Elon Musk by Ashlee Vance
To understand SpaceX, you have to understand the man who wills it into existence. Ashlee Vance's 2015 biography is the essential, foundational text. Granted unprecedented access to Elon Musk, his team, and his family, Vance paints a balanced portrait
of a relentless, and often ruthless, visionary. The book expertly chronicles his journey from a tough childhood in South Africa to his early dot-com successes and his world-changing bets on Tesla and, of course, SpaceX. It captures the sheer force of personality required to take on established industries and convince the world that colonizing Mars is a serious goal. For any fan, this is the definitive starting point.
Liftoff by Eric Berger
If the Vance biography is the wide-angle view, Eric Berger's "Liftoff" is the thrilling close-up on SpaceX's most vulnerable moments. The book focuses exclusively on the company's desperate early days, recounting the string of catastrophic failures of its first rocket, the Falcon 1. Through extensive interviews with the early employees—the ones sleeping in the factory and working on a remote Pacific atoll—Berger captures the startup chaos, the engineering grit, and the feeling that everything could collapse at any moment. It shows that SpaceX's success wasn't inevitable; it was earned through repeated failure and an unwillingness to quit.
The Right Stuff by Tom Wolfe
To appreciate the new space race, it helps to understand the old one. Tom Wolfe's 1979 masterpiece is a brilliant, stylish look at the culture of test pilots and the first Mercury Seven astronauts. Wolfe explores the unspoken code of bravery, skill, and ego that defined the men who first strapped themselves to rockets. While SpaceX is a product of Silicon Valley disruption, its spirit is directly descended from the daredevil aviators of Edwards Air Force Base. It provides a perfect contrast between the government-led, Cold War-fueled heroism of the 1960s and the private, commercially driven ambition of today.

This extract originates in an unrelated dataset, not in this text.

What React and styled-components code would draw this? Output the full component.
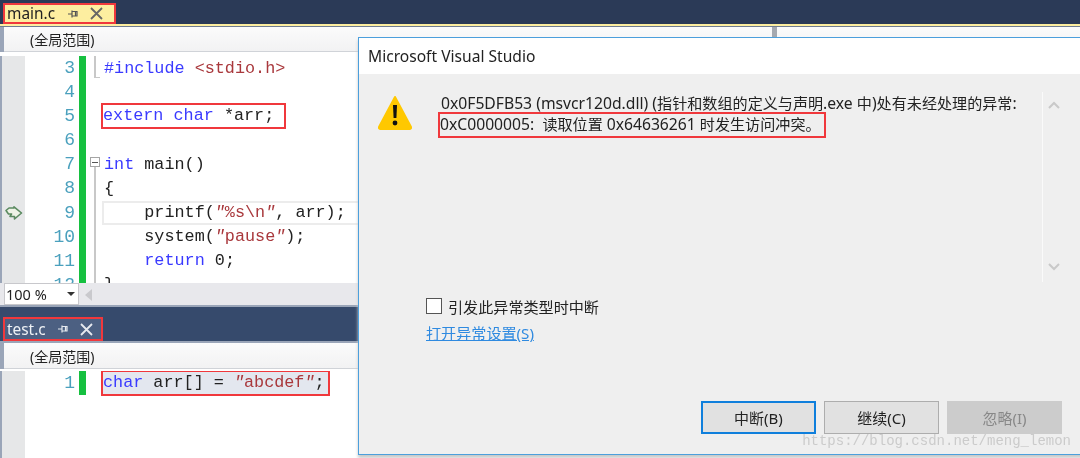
import React from "react";
import styled, { createGlobalStyle } from "styled-components";

const Global = createGlobalStyle`
  html, body { margin: 0; padding: 0; background: #fff; }
  #root { width: 1080px; height: 458px; overflow: hidden; }
`;
const UI = `"Noto Sans", "Noto Sans CJK SC", sans-serif`;
const CODE = `"Liberation Mono", "Noto Sans CJK SC", monospace`;

const Screen = styled.div`
  position: relative;
  width: 1080px;
  height: 458px;
  overflow: hidden;
  filter: blur(0.4px);
  font-family: ${UI};
  background: #fff;
`;
const Pane = styled.section`
  display: flex;
  flex-direction: column;
  height: ${p => p.$h}px;
  overflow: hidden;
  background: ${p => p.$frame};
`;
const TabStrip = styled.div`
  display: flex;
  align-items: flex-end;
  height: ${p => p.$h}px;
  padding-left: ${p => p.$pad}px;
  background: ${p => p.$bg};
  flex: none;
`;
const Tab = styled.div`
  display: flex;
  align-items: center;
  height: ${p => p.$h}px;
  width: ${p => p.$w}px;
  box-sizing: border-box;
  padding-left: 2px;
  border: 2.5px solid #f0383c;
  background: ${p => p.$bg};
  color: ${p => p.$fg};
  font-size: 15.4px;
`;
const TabName = styled.span`
  width: ${p => p.$w}px;
  flex: none;
`;
const TabIcon = styled.svg`
  flex: none;
  margin-right: ${p => p.$mr || 0}px;
  display: block;
`;
const AccentLine = styled.div`
  height: ${p => p.$h}px;
  background: ${p => p.$bg};
  flex: none;
`;
const NavRow = styled.div`
  display: flex;
  height: ${p => p.$h}px;
  flex: none;
  padding-left: 4px;
  background: #9aa5b8;
  box-sizing: border-box;
`;
const NavCell = styled.div`
  flex: ${p => p.$flex || "1"};
  display: flex;
  align-items: center;
  box-sizing: border-box;
  padding-left: 26px;
  background: linear-gradient(#fbfbfb, #f2f2f3);
  border-bottom: 1px solid #d0d3d8;
  font-size: 14px;
  color: #222;
`;
const NavSplit = styled.div`
  width: 5px;
  background: #a5a9b0;
  flex: none;
`;
const Editor = styled.div`
  flex: 1;
  min-height: 0;
  margin-left: 2px;
  overflow: hidden;
  background: #fff;
  font-family: ${CODE};
  font-size: 16.8px;
`;
const Row = styled.div`
  display: flex;
  height: 24.1px;
  align-items: stretch;
`;
const Glyph = styled.div`
  width: 23px;
  flex: none;
  background: #e6e7e8;
  display: flex;
  align-items: center;
  justify-content: center;
`;
const LineNo = styled.div`
  width: 50px;
  flex: none;
  text-align: right;
  color: #4aa0bd;
  line-height: 24px;
  font-family: "Liberation Mono", monospace;
  font-size: 18px;
`;
const Green = styled.div`
  width: 7px;
  margin-left: 4px;
  flex: none;
  background: ${p => (p.$on ? "#16c040" : "transparent")};
`;
const Fold = styled.div`
  position: relative;
  width: 14px;
  flex: none;
`;
const GuideLine = styled.span`
  position: absolute;
  left: 8px;
  top: ${p => p.$top}px;
  bottom: ${p => p.$bottom}px;
  width: 1.5px;
  background: #c8c8c8;
`;
const GuideTick = styled.span`
  position: absolute;
  left: 8px;
  bottom: 2px;
  width: 6px;
  height: 1.5px;
  background: #c8c8c8;
`;
const FoldBox = styled.span`
  position: absolute;
  left: 4px;
  top: 5px;
  width: 8px;
  height: 8px;
  border: 1px solid #a5a5a5;
  &::after {
    content: "";
    position: absolute;
    left: 1px;
    right: 1px;
    top: 3.5px;
    height: 1px;
    background: #555;
  }
`;
const Code = styled.div`
  flex: 1;
  min-width: 0;
  display: flex;
  align-items: center;
  margin-left: 2px;
  white-space: pre;
  color: #222;
  box-sizing: border-box;
  border: ${p => (p.$current ? "2px solid #ececec" : "2px solid transparent")};
  border-width: 2px 0 2px 2px;
`;
const Kw = styled.span`color: #3a3aff;`;
const Str = styled.span`color: #a9383c;`;
const Quote = styled.span`
  font-style: italic;
  color: ${p => p.$c || "#a9383c"};
`;
const Marked = styled.span`
  display: inline-block;
  line-height: 22px;
  padding: 0 ${p => p.$pr}px 0 0;
  margin-left: -1px;
  outline: 2.5px solid #f0383c;
  background: ${p => p.$bg || "transparent"};
`;
const StatusBar = styled.div`
  display: flex;
  height: 22px;
  margin-bottom: 2px;
  flex: none;
  background: #e8e8ec;
`;
const Zoom = styled.div`
  width: 75px;
  margin-left: 4px;
  box-sizing: border-box;
  background: #fff;
  border: 1px solid #c8c8cc;
  display: flex;
  align-items: center;
  justify-content: space-between;
  padding: 0 3px 0 1px;
  font-size: 14.5px;
  color: #222;
`;
const Caret = styled.span`
  width: 0;
  height: 0;
  border-left: 4px solid transparent;
  border-right: 4px solid transparent;
  border-top: 4px solid #333;
`;
const ScrollArrow = styled.span`
  width: 0;
  height: 0;
  margin: 6px 0 0 6px;
  border-top: 6px solid transparent;
  border-bottom: 6px solid transparent;
  border-right: 7px solid #c9c9cd;
`;

const Dialog = styled.div`
  position: absolute;
  left: 358px;
  top: 37px;
  width: 730px;
  height: 418px;
  box-sizing: border-box;
  border: 1px solid #4c9fdc;
  box-shadow: 0 3px 3px #c9c9c9;
  background: #efefef;
  display: flex;
  flex-direction: column;
  color: #222;
`;
const DialogTitle = styled.div`
  height: 36px;
  flex: none;
  background: #fff;
  display: flex;
  align-items: center;
  padding-left: 9px;
  font-size: 15.6px;
`;
const DialogBody = styled.div`
  display: flex;
  height: 209px;
  flex: none;
`;
const IconCol = styled.div`
  width: 82px;
  flex: none;
  padding: 20px 0 0 18px;
  box-sizing: border-box;
`;
const Message = styled.div`
  width: 601px;
  flex: none;
  padding-top: 19px;
  font-size: 15.1px;
  line-height: 21px;
  white-space: nowrap;
`;
const Lat = styled.span`
  font-size: 15.7px;
`;
const MsgMarked = styled.span`
  display: inline-block;
  margin: 0 0 0 -1px;
  padding: 0 3px 1px 0;
  line-height: 21px;
  outline: 2.5px solid #f0383c;
`;
const ScrollCol = styled.div`
  margin-top: 18px;
  width: 22px;
  height: 190px;
  flex: none;
  border-left: 1px solid #fafafa;
  display: flex;
  flex-direction: column;
  align-items: center;
  justify-content: space-between;
  padding: 9px 0 11px;
  box-sizing: border-box;
`;
const Options = styled.div`
  padding: 14px 0 0 67px;
  display: flex;
  flex-direction: column;
  gap: 8px;
`;
const CheckRow = styled.label`
  display: flex;
  align-items: center;
  gap: 6px;
  font-size: 15.1px;
  height: 18px;
`;
const CheckBox = styled.span`
  width: 14px;
  height: 14px;
  background: #fff;
  border: 1px solid #555;
  flex: none;
`;
const LinkText = styled.a`
  color: #2f8ae0;
  text-decoration: underline;
  font-size: 15.1px;
  line-height: 20px;
`;
const Buttons = styled.div`
  margin-top: auto;
  padding: 0 0 20px 342px;
  display: flex;
  gap: 8px;
`;
const Btn = styled.div`
  width: 115px;
  height: 33px;
  box-sizing: border-box;
  display: flex;
  align-items: center;
  justify-content: center;
  font-size: 15px;
  background: ${p => (p.$off ? "#cccccc" : "#e1e1e1")};
  color: ${p => (p.$off ? "#888" : "#222")};
  border: ${p => (p.$main ? "2px solid #0f7fdc" : "1.5px solid " + (p.$off ? "#cccccc" : "#adadad"))};
`;
const Watermark = styled.div`
  position: absolute;
  right: 9px;
  top: 433px;
  font-family: "Liberation Mono", monospace;
  font-size: 14px;
  color: #cbcbcb;
`;

const Pin = ({ c, mr }) => (
  <TabIcon width="12" height="10" viewBox="0 0 12 10" $mr={mr}>
    <path d="M1 5h4M5 1.5v7M5 2.5h5v4.5h-5M8.5 2.5v4.5" stroke={c} strokeWidth="1.2" fill="none" />
  </TabIcon>
);
const Close = ({ c }) => (
  <TabIcon width="13" height="13" viewBox="0 0 13 13">
    <path d="M1 1l11 11M12 1L1 12" stroke={c} strokeWidth="1.8" fill="none" />
  </TabIcon>
);
const Arrow = () => (
  <svg width="18" height="14" viewBox="0 0 18 14">
    <path d="M1 4.5L4 2h5V.8L16.5 7 9.5 13v-2.5H5l1.5-2.5L3.5 8z" fill="#eef3e6" stroke="#5b8a60" strokeWidth="1.6" strokeLinejoin="round" />
  </svg>
);
const Warning = () => (
  <svg width="36" height="38" viewBox="0 0 36 38">
    <path d="M18 3L34 33a1.5 1.5 0 0 1-1.4 2H3.4A1.5 1.5 0 0 1 2 33z" fill="#ffc800" stroke="#ffc800" strokeWidth="2" strokeLinejoin="round" />
    <path d="M16 11h4l-.6 13h-2.8z" fill="#111" />
    <circle cx="18" cy="29" r="2.4" fill="#111" />
  </svg>
);
const Chevron = ({ up }) => (
  <svg width="12" height="8" viewBox="0 0 12 8">
    <path d={up ? "M1 7l5-5 5 5" : "M1 1l5 5 5-5"} stroke="#c9c9c9" strokeWidth="2" fill="none" />
  </svg>
);

const Line = ({ n, fold, current, glyph, children, green = true }) => (
  <Row>
    <Glyph>{glyph}</Glyph>
    <LineNo>{n}</LineNo>
    <Green $on={green} />
    <Fold>
      {fold === "tick" && <><GuideLine $top={0} $bottom={2} /><GuideTick /></>}
      {fold === "box" && <><FoldBox /><GuideLine $top={15} $bottom={0} /></>}
      {fold === "line" && <GuideLine $top={0} $bottom={0} />}
    </Fold>
    <Code $current={current}>{children}</Code>
  </Row>
);

export default function App() {
  return (
    <Screen>
      <Global />
      <Pane $h={307} $frame="#9aa5b8">
        <TabStrip $h={24} $pad={3} $bg="#2b3a57">
          <Tab $h={21} $w={113} $bg="#fdeea0" $fg="#222">
            <TabName $w={60}>main.c</TabName>
            <Pin c="#555" mr={11} />
            <Close c="#666" />
          </Tab>
        </TabStrip>
        <AccentLine $h={2} $bg="#fdeea0" />
        <AccentLine $h={1} $bg="#6f7c92" />
        <NavRow $h={25}>
          <NavCell $flex="0 0 768px">(全局范围)</NavCell>
          <NavSplit />
          <NavCell />
        </NavRow>
        <AccentLine $h={4} $bg="#fff" />
        <Editor>
          <Line n={3} fold="tick"><span><Kw>#include</Kw> <Str>&lt;stdio.h&gt;</Str></span></Line>
          <Line n={4} />
          <Line n={5}><Marked $pr={10}><Kw>extern</Kw> <Kw>char</Kw> *arr;</Marked></Line>
          <Line n={6} />
          <Line n={7} fold="box"><span><Kw>int</Kw> main()</span></Line>
          <Line n={8} fold="line">{"{"}</Line>
          <Line n={9} fold="line" current glyph={<Arrow />}>
            <span>{"    printf("}<Quote>"</Quote><Str>%s\n</Str><Quote>"</Quote>{", arr);"}</span>
          </Line>
          <Line n={10} fold="line">
            <span>{"    system("}<Quote>"</Quote><Str>pause</Str><Quote>"</Quote>{");"}</span>
          </Line>
          <Line n={11} fold="line"><span>{"    "}<Kw>return</Kw> 0;</span></Line>
          <Line n={12} fold="line">{"}"}</Line>
        </Editor>
        <StatusBar>
          <Zoom>100 %<Caret /></Zoom>
          <ScrollArrow />
        </StatusBar>
      </Pane>
      <Pane $h={151} $frame="#9aa5b8">
        <TabStrip $h={34} $pad={3} $bg="#364a6c">
          <Tab $h={24} $w={100} $bg="#4c6082" $fg="#eef1f5">
            <TabName $w={50}>test.c</TabName>
            <Pin c="#e6e9ef" mr={11} />
            <Close c="#e6e9ef" />
          </Tab>
        </TabStrip>
        <AccentLine $h={2} $bg="#9aa5b8" />
        <NavRow $h={26}>
          <NavCell>(全局范围)</NavCell>
        </NavRow>
        <AccentLine $h={2} $bg="#fff" />
        <Editor>
          <Line n={1}>
            <Marked $bg="#e3e7ef" $pr={3}><Kw>char</Kw> arr[] = <Quote>"</Quote><Str>abcdef</Str><Quote>"</Quote>;</Marked>
          </Line>
          <Row><Glyph /></Row>
          <Row><Glyph /></Row>
          <Row><Glyph /></Row>
        </Editor>
      </Pane>

      <Dialog>
        <DialogTitle>Microsoft Visual Studio</DialogTitle>
        <DialogBody>
          <IconCol><Warning /></IconCol>
          <Message>
            <Lat>0x0F5DFB53 (msvcr120d.dll) (</Lat>指针和数组的定义与声明<Lat>.exe </Lat>中<Lat>)</Lat>处有未经处理的异常<Lat>:</Lat>
            <br />
            <MsgMarked><Lat>0xC0000005:&nbsp; </Lat>读取位置 <Lat>0x64636261 </Lat>时发生访问冲突。</MsgMarked>
          </Message>
          <ScrollCol>
            <Chevron up />
            <Chevron />
          </ScrollCol>
        </DialogBody>
        <Options>
          <CheckRow><CheckBox />引发此异常类型时中断</CheckRow>
          <LinkText>打开异常设置(S)</LinkText>
        </Options>
        <Buttons>
          <Btn $main>中断(B)</Btn>
          <Btn>继续(C)</Btn>
          <Btn $off>忽略(I)</Btn>
        </Buttons>
      </Dialog>
      <Watermark>https://blog.csdn.net/meng_lemon</Watermark>
    </Screen>
  );
}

Rocket Billionaires by Tim Fernholz
SpaceX isn't operating in a vacuum. Tim Fernholz's book widens the lens to the larger ecosystem of the “New Space” movement, focusing on the intense rivalry between Elon Musk and Amazon founder Jeff Bezos with his company, Blue Origin. It explores how these titans, along with other players like Richard Branson, are disrupting the old guard of aerospace contractors like Boeing and Lockheed Martin. "Rocket Billionaires" is less about the engineering and more about the business, politics, and clashing egos shaping the commercial space industry. It explains how private ambition is now the primary engine of space exploration.
The Martian by Andy Weir
Sometimes fiction captures the spirit of a real-world endeavor better than anything else. Andy Weir's smash-hit novel is beloved by scientists and engineers for a reason: it's a tribute to problem-solving. When astronaut Mark Watney is stranded on Mars, he survives not through magic, but by systematically working the problem with the tools at hand—a philosophy that is at the very core of SpaceX's engineering culture. The book’s humor, relentless optimism, and obsession with finding clever solutions to impossible challenges make it the perfect fictional companion to the real-life story of SpaceX.